I was tired, I didn’t have patience. I was hardly looking at the price tags anymore. I was dragging the old bag along when I looked up and saw it. An exquisite piece. Elegant and demure.
And expensive. More than we could afford really.
But the chasunah was fast approaching, the wedding would be in my American hometown, and I didn’t want to be the dated Israeli. I wanted to get it right, for my sake and for my son’s, who’s so much more “today” than me. I wanted him to be proud of his mother.
This gown didn’t need altering. It was perfect. I called my husband who was at work, nearby. He came to see it and gave his approval.
“Try it on properly at home before you give the other one back,” he said.
We flagged down a taxi. He dropped us near our home, and I proceeded to try on the new dress, declaring it beautiful in the comfort of my own mirror. I swished my arms, gave a little jig. I’m the mother of the chassan…
But where was the other dress? The maroon paper bag? I needed to give it back by the next day.
We couldn’t find it at a glance, but my room was a mess from the trying on and taking off, clothing strewn about everywhere.
“It must be here somewhere,” I told my husband. “I’ll find it in a bit.”
He blithely went back to work.
An hour later, it was clear it wasn’t anywhere in my house. I started trembling. I couldn’t afford two dresses. I could hardly afford the one. I had to find that dress.

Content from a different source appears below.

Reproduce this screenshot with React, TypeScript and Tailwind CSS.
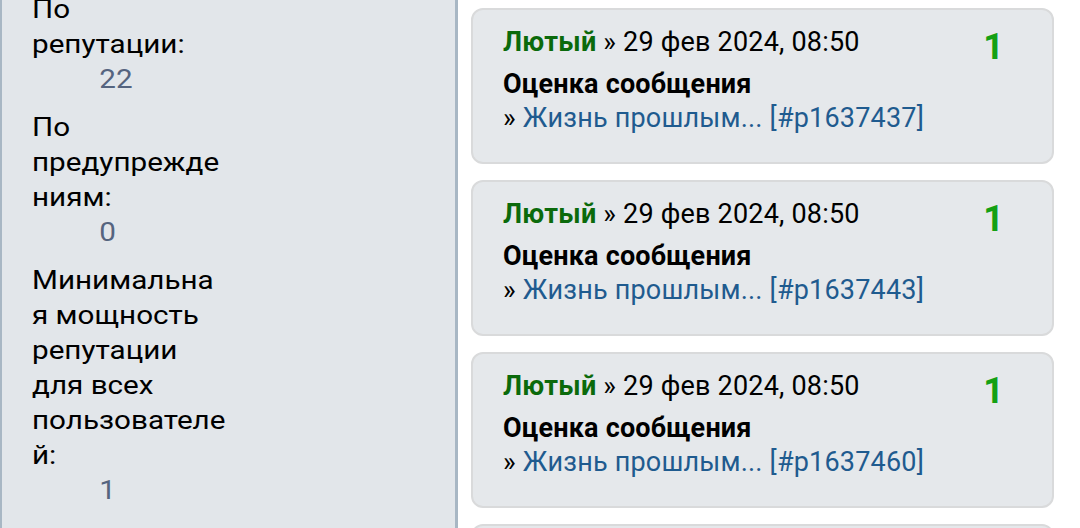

I’d been lugging around the bag for days trying to match it, and now it was gone?
I wracked my brain. I distinctly remembered going into the car with both bags. It must be in the taxi.
My heart started racing. This was impossible. We hadn’t even ordered the taxi; we’d just flagged it down. It hadn’t dropped us at our home either, but rather on a street between numbers 13 and 15. We lived at 15. There were 68 apartments in our building. Even if the driver realized the bag was there, he would have no idea where to find us.
Hashem is a Kol Yachol, I thought, but really, is He going to make a huge miracle for me?
Sadness turned to resignation. Hashem will send us the money…
But my friend, who called just then, was adamant. “You have a duty to do hishtadlus. Something. Call the national hashavas aveidah line.”
I called because of her. And so I could absolve myself of the guilt of not doing anything.
The woman on the other end of the line took copious notes. Color, size, description. She must have heard the sigh in my voice, the slight tremor when I told her how much it was.
“They say there’s a well-known segulah for finding a lost item,” she said, and proceeded to tell it to me in rapid-fire Hebrew, with all the sincerity in the world.
I was warmed by it, even as I was dubious.
I was haunted by the dress all night. The new one, stiff under its plastic, was a taunt. But the next morning, when I went out to deal with a few things for the wedding, I got so busy, the incident was knocked out of my mind.
I got home late and noticed a little paper on the billboard outside the building. Hashavas Aveidah, read the appellation. I walked on. When I was already at the elevator, something niggled. I went back.
Do you know of an elderly couple from chutz l’Aretz who lost something in a taxi? Read the note, in Hebrew. Then it was written in English, surely Google Translate, for it was titled “The Lost Shabbat” and again spoke of “the elderly couple.”
I burst out laughing. Is that how my husband and I, in our forties, appeared? And oh, we must have used some English or Yiddish words so the writer assumed we’re not from here. Then again, perhaps it wasn’t about us.
I called the number, not thinking too much of it.
I described the dress, the bag.
“I have your dress,” the man said.
I was confounded, then filled with the sweetest relief. “But how, where?”
“What building do you live in?” he asked.
“Fifteen,” I said.
“Phew! The driver thought 13, so I had to get permission from the vaad habayit of 13, 11, and 9 to hang up the note on the billboard. After no one responded, I added 15, too.”
“You’re not the driver?”
“No, I live around here, and I saw this guy circling around in his taxi, stopping every few moments, looking bewildered and confused. After he found the bag in his car, he hung around the area, hoping you’d come back down to look for it. He wanted to go home. So I said, ‘I live nearby, I’ll figure something out,’ and he left it with me.”
I was trying to wrap my head around what happened. The care of people who don’t know me, Hashem’s plan. I expressed it all to this man on the phone, fervently and openly. When I went to his house, a three-minute walk away, I saw he was careful to avoid my gaze. I was embarrassed by my outburst, but his face was lit up with joy at being part of this mitzvah.
He gave me a card. Uzi Barak, taxi driver. I called Uzi as I was holding the bag with disbelieving fingers.
I could sense his broad smile, hear his, “Baruch Hashem, yishtabach shemo.”
I called the woman from the organization. Maybe this miracle was because of her segulah? She too felt my joy keenly. I walked home on a smile, holding the dress, embraced by the kindness and goodwill of strangers.